##### SUPPLIED RECORDS #####

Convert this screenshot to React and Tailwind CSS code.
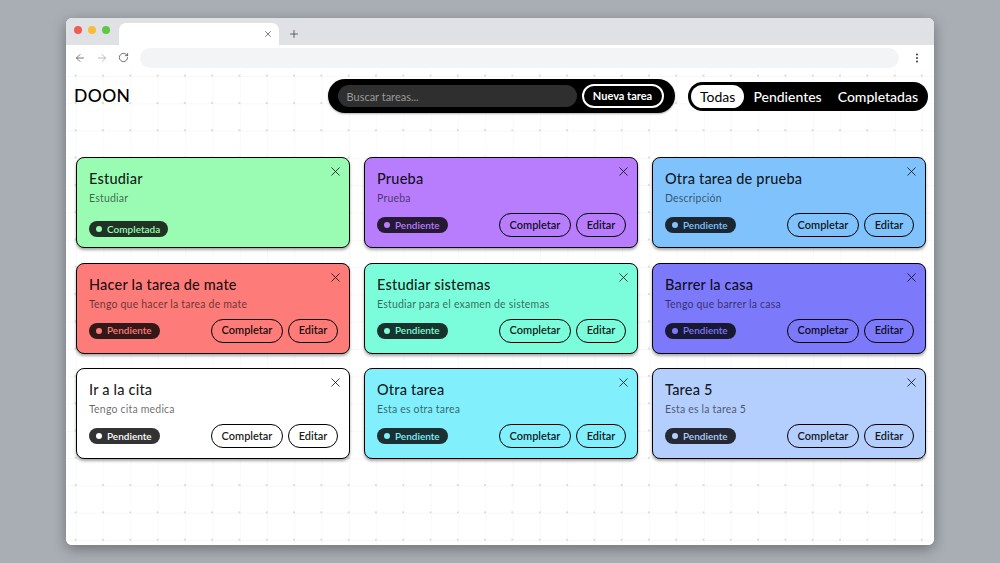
import React from 'react';
import { ArrowLeft, ArrowRight, RotateCw, X, Plus, EllipsisVertical } from 'lucide-react';

const tasks = [
  { title: 'Estudiar', desc: 'Estudiar', done: true, bg: 'bg-[#9afbb2]', accent: 'text-[#9afbb2]', dot: 'bg-[#9afbb2]' },
  { title: 'Prueba', desc: 'Prueba', bg: 'bg-[#b77dfc]', accent: 'text-[#b77dfc]', dot: 'bg-[#b77dfc]' },
  { title: 'Otra tarea de prueba', desc: 'Descripción', bg: 'bg-[#80c3fc]', accent: 'text-[#80c3fc]', dot: 'bg-[#80c3fc]' },
  { title: 'Hacer la tarea de mate', desc: 'Tengo que hacer la tarea de mate', bg: 'bg-[#fd7b79]', accent: 'text-[#fd7b79]', dot: 'bg-[#fd7b79]' },
  { title: 'Estudiar sistemas', desc: 'Estudiar para el examen de sistemas', bg: 'bg-[#7bfcda]', accent: 'text-[#7bfcda]', dot: 'bg-[#7bfcda]' },
  { title: 'Barrer la casa', desc: 'Tengo que barrer la casa', bg: 'bg-[#7c79fb]', accent: 'text-[#7c79fb]', dot: 'bg-[#7c79fb]' },
  { title: 'Ir a la cita', desc: 'Tengo cita medica', bg: 'bg-white', accent: 'text-white', dot: 'bg-white' },
  { title: 'Otra tarea', desc: 'Esta es otra tarea', bg: 'bg-[#81effc]', accent: 'text-[#81effc]', dot: 'bg-[#81effc]' },
  { title: 'Tarea 5', desc: 'Esta es la tarea 5', bg: 'bg-[#b4cefd]', accent: 'text-[#b4cefd]', dot: 'bg-[#b4cefd]' },
];

const TaskCard = ({ task }) => (
  <div className={`${task.bg} h-[91px] rounded-[8px] border border-black shadow-[0_2px_3px_rgba(0,0,0,0.35)] pl-[12px] pr-[11px] pt-[11px] pb-[10px] flex flex-col`}>
    <div className="flex justify-between items-start">
      <h3 className="text-[14.5px] leading-[20px] font-medium text-black/90 tracking-[0.2px]">{task.title}</h3>
      <X size={15} strokeWidth={1.5} className="-mt-[5px] -mr-[5px] text-black/80" />
    </div>
    <p className="text-[10.5px] leading-[14px] mt-[2px] text-black/60 tracking-[0.2px]">{task.desc}</p>
    <div className="mt-auto flex items-center justify-between">
      <span className={`h-[16px] rounded-full bg-black/80 ${task.accent} flex items-center gap-[5px] pl-[7px] pr-[8px] text-[10px] font-semibold`}>
        <span className={`w-[6px] h-[6px] rounded-full ${task.dot}`} />
        {task.done ? 'Completada' : 'Pendiente'}
      </span>
      {!task.done && (
        <div className="flex gap-[5px]">
          <button className="h-[24px] w-[72px] rounded-full border-[1.5px] border-black text-[11px] font-semibold text-black/90">Completar</button>
          <button className="h-[24px] w-[50px] rounded-full border-[1.5px] border-black text-[11px] font-semibold text-black/90">Editar</button>
        </div>
      )}
    </div>
  </div>
);

const App = () => {
  return (
    <div className="w-[1000px] h-[563px] bg-[#a9aeb5] pt-[18px] pl-[66px] overflow-hidden font-['Lato','Liberation_Sans',sans-serif]">
      <div className="w-[868px] h-[527px] rounded-[6px] overflow-hidden bg-white shadow-[0_4px_14px_rgba(0,0,0,0.35)] flex flex-col">
        {/* tab strip */}
        <div className="h-[27px] bg-[#dfe1e5] flex items-end pl-[8px]">
          <div className="flex items-center gap-[6px] h-full pb-[3px]">
            <span className="w-[8px] h-[8px] rounded-full bg-[#ee5c54]" />
            <span className="w-[8px] h-[8px] rounded-full bg-[#f5bd3a]" />
            <span className="w-[8px] h-[8px] rounded-full bg-[#5fc649]" />
          </div>
          <div className="ml-[9px] w-[160px] h-[22px] bg-white rounded-t-[7px] flex items-center justify-end pr-[6px]">
            <X size={10} strokeWidth={1.8} className="text-[#555]" />
          </div>
          <Plus size={12} strokeWidth={1.8} className="ml-[9px] mb-[5px] text-[#555]" />
        </div>
        {/* toolbar */}
        <div className="h-[25px] bg-white flex items-center pl-[8px] pr-[11px]">
          <ArrowLeft size={12} strokeWidth={1.6} className="text-[#555]" />
          <ArrowRight size={12} strokeWidth={1.6} className="ml-[10px] text-[#aaa]" />
          <RotateCw size={11} strokeWidth={1.8} className="ml-[10px] text-[#555]" />
          <div className="ml-[11px] flex-1 h-[20px] rounded-full bg-[#f3f4f5]" />
          <EllipsisVertical size={12} strokeWidth={2.2} className="ml-[12px] text-[#444]" />
        </div>
        {/* page */}
        <div className="flex-1 bg-white bg-[radial-gradient(circle,#dcdcdc_0.8px,transparent_1.2px),linear-gradient(#f8f8f8_1px,transparent_1px),linear-gradient(90deg,#f9f9f9_1px,transparent_1px)] bg-[size:27.3px_27.3px,27.3px_27.3px,27.3px_27.3px] bg-[position:-4px_-8px,0_6px,10px_0] pt-[9px]">
          <div className="grid grid-cols-[1fr_auto_1fr] items-center pl-[8px] pr-[6px]">
            <h1 className="text-[17.5px] font-medium tracking-[0.4px] text-black">DOON</h1>
            <div className="w-[347px] h-[34px] rounded-full bg-black flex items-center pl-[10px] pr-[11px] gap-[5px] shadow-[0_1px_2px_rgba(0,0,0,0.3)]">
              <input
                placeholder="Buscar tareas..."
                className="flex-1 h-[22px] rounded-full bg-[#2f2f2f] px-[9px] text-[11px] text-white placeholder:text-[#9a9a9a] outline-none"
              />
              <button className="h-[24px] w-[82px] rounded-full border-2 border-white text-white text-[11px] font-bold">Nueva tarea</button>
            </div>
            <div className="justify-self-end h-[29px] rounded-full bg-black flex items-center pl-[3px] pr-[10px] gap-[9px]">
              <span className="h-[23px] px-[9px] rounded-full bg-white text-black text-[14px] flex items-center">Todas</span>
              <span className="text-white text-[14px] font-medium">Pendientes</span>
              <span className="ml-[7px] text-white text-[14px] font-medium">Completadas</span>
            </div>
          </div>
          <div className="grid grid-cols-3 gap-x-[14px] gap-y-[14.5px] pl-[10px] pr-[8px] mt-[44px]">
            {tasks.map((t) => (
              <TaskCard key={t.title} task={t} />
            ))}
          </div>
        </div>
      </div>
    </div>
  );
};

export default App;
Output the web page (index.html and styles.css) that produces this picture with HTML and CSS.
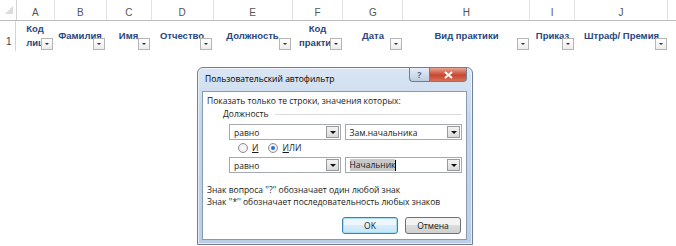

#####

[TASK DESCRIPTION]:
Leave out the pictures and output every record above precisely as given.

[RESPONSE BELOW]:
Convert this screenshot to React and Tailwind CSS code.
import React from 'react';
import { ArrowLeft, ArrowRight, RotateCw, X, Plus, EllipsisVertical } from 'lucide-react';

const tasks = [
  { title: 'Estudiar', desc: 'Estudiar', done: true, bg: 'bg-[#9afbb2]', accent: 'text-[#9afbb2]', dot: 'bg-[#9afbb2]' },
  { title: 'Prueba', desc: 'Prueba', bg: 'bg-[#b77dfc]', accent: 'text-[#b77dfc]', dot: 'bg-[#b77dfc]' },
  { title: 'Otra tarea de prueba', desc: 'Descripción', bg: 'bg-[#80c3fc]', accent: 'text-[#80c3fc]', dot: 'bg-[#80c3fc]' },
  { title: 'Hacer la tarea de mate', desc: 'Tengo que hacer la tarea de mate', bg: 'bg-[#fd7b79]', accent: 'text-[#fd7b79]', dot: 'bg-[#fd7b79]' },
  { title: 'Estudiar sistemas', desc: 'Estudiar para el examen de sistemas', bg: 'bg-[#7bfcda]', accent: 'text-[#7bfcda]', dot: 'bg-[#7bfcda]' },
  { title: 'Barrer la casa', desc: 'Tengo que barrer la casa', bg: 'bg-[#7c79fb]', accent: 'text-[#7c79fb]', dot: 'bg-[#7c79fb]' },
  { title: 'Ir a la cita', desc: 'Tengo cita medica', bg: 'bg-white', accent: 'text-white', dot: 'bg-white' },
  { title: 'Otra tarea', desc: 'Esta es otra tarea', bg: 'bg-[#81effc]', accent: 'text-[#81effc]', dot: 'bg-[#81effc]' },
  { title: 'Tarea 5', desc: 'Esta es la tarea 5', bg: 'bg-[#b4cefd]', accent: 'text-[#b4cefd]', dot: 'bg-[#b4cefd]' },
];

const TaskCard = ({ task }) => (
  <div className={`${task.bg} h-[91px] rounded-[8px] border border-black shadow-[0_2px_3px_rgba(0,0,0,0.35)] pl-[12px] pr-[11px] pt-[11px] pb-[10px] flex flex-col`}>
    <div className="flex justify-between items-start">
      <h3 className="text-[14.5px] leading-[20px] font-medium text-black/90 tracking-[0.2px]">{task.title}</h3>
      <X size={15} strokeWidth={1.5} className="-mt-[5px] -mr-[5px] text-black/80" />
    </div>
    <p className="text-[10.5px] leading-[14px] mt-[2px] text-black/60 tracking-[0.2px]">{task.desc}</p>
    <div className="mt-auto flex items-center justify-between">
      <span className={`h-[16px] rounded-full bg-black/80 ${task.accent} flex items-center gap-[5px] pl-[7px] pr-[8px] text-[10px] font-semibold`}>
        <span className={`w-[6px] h-[6px] rounded-full ${task.dot}`} />
        {task.done ? 'Completada' : 'Pendiente'}
      </span>
      {!task.done && (
        <div className="flex gap-[5px]">
          <button className="h-[24px] w-[72px] rounded-full border-[1.5px] border-black text-[11px] font-semibold text-black/90">Completar</button>
          <button className="h-[24px] w-[50px] rounded-full border-[1.5px] border-black text-[11px] font-semibold text-black/90">Editar</button>
        </div>
      )}
    </div>
  </div>
);

const App = () => {
  return (
    <div className="w-[1000px] h-[563px] bg-[#a9aeb5] pt-[18px] pl-[66px] overflow-hidden font-['Lato','Liberation_Sans',sans-serif]">
      <div className="w-[868px] h-[527px] rounded-[6px] overflow-hidden bg-white shadow-[0_4px_14px_rgba(0,0,0,0.35)] flex flex-col">
        {/* tab strip */}
        <div className="h-[27px] bg-[#dfe1e5] flex items-end pl-[8px]">
          <div className="flex items-center gap-[6px] h-full pb-[3px]">
            <span className="w-[8px] h-[8px] rounded-full bg-[#ee5c54]" />
            <span className="w-[8px] h-[8px] rounded-full bg-[#f5bd3a]" />
            <span className="w-[8px] h-[8px] rounded-full bg-[#5fc649]" />
          </div>
          <div className="ml-[9px] w-[160px] h-[22px] bg-white rounded-t-[7px] flex items-center justify-end pr-[6px]">
            <X size={10} strokeWidth={1.8} className="text-[#555]" />
          </div>
          <Plus size={12} strokeWidth={1.8} className="ml-[9px] mb-[5px] text-[#555]" />
        </div>
        {/* toolbar */}
        <div className="h-[25px] bg-white flex items-center pl-[8px] pr-[11px]">
          <ArrowLeft size={12} strokeWidth={1.6} className="text-[#555]" />
          <ArrowRight size={12} strokeWidth={1.6} className="ml-[10px] text-[#aaa]" />
          <RotateCw size={11} strokeWidth={1.8} className="ml-[10px] text-[#555]" />
          <div className="ml-[11px] flex-1 h-[20px] rounded-full bg-[#f3f4f5]" />
          <EllipsisVertical size={12} strokeWidth={2.2} className="ml-[12px] text-[#444]" />
        </div>
        {/* page */}
        <div className="flex-1 bg-white bg-[radial-gradient(circle,#dcdcdc_0.8px,transparent_1.2px),linear-gradient(#f8f8f8_1px,transparent_1px),linear-gradient(90deg,#f9f9f9_1px,transparent_1px)] bg-[size:27.3px_27.3px,27.3px_27.3px,27.3px_27.3px] bg-[position:-4px_-8px,0_6px,10px_0] pt-[9px]">
          <div className="grid grid-cols-[1fr_auto_1fr] items-center pl-[8px] pr-[6px]">
            <h1 className="text-[17.5px] font-medium tracking-[0.4px] text-black">DOON</h1>
            <div className="w-[347px] h-[34px] rounded-full bg-black flex items-center pl-[10px] pr-[11px] gap-[5px] shadow-[0_1px_2px_rgba(0,0,0,0.3)]">
              <input
                placeholder="Buscar tareas..."
                className="flex-1 h-[22px] rounded-full bg-[#2f2f2f] px-[9px] text-[11px] text-white placeholder:text-[#9a9a9a] outline-none"
              />
              <button className="h-[24px] w-[82px] rounded-full border-2 border-white text-white text-[11px] font-bold">Nueva tarea</button>
            </div>
            <div className="justify-self-end h-[29px] rounded-full bg-black flex items-center pl-[3px] pr-[10px] gap-[9px]">
              <span className="h-[23px] px-[9px] rounded-full bg-white text-black text-[14px] flex items-center">Todas</span>
              <span className="text-white text-[14px] font-medium">Pendientes</span>
              <span className="ml-[7px] text-white text-[14px] font-medium">Completadas</span>
            </div>
          </div>
          <div className="grid grid-cols-3 gap-x-[14px] gap-y-[14.5px] pl-[10px] pr-[8px] mt-[44px]">
            {tasks.map((t) => (
              <TaskCard key={t.title} task={t} />
            ))}
          </div>
        </div>
      </div>
    </div>
  );
};

export default App;
Output the web page (index.html and styles.css) that produces this picture with HTML and CSS.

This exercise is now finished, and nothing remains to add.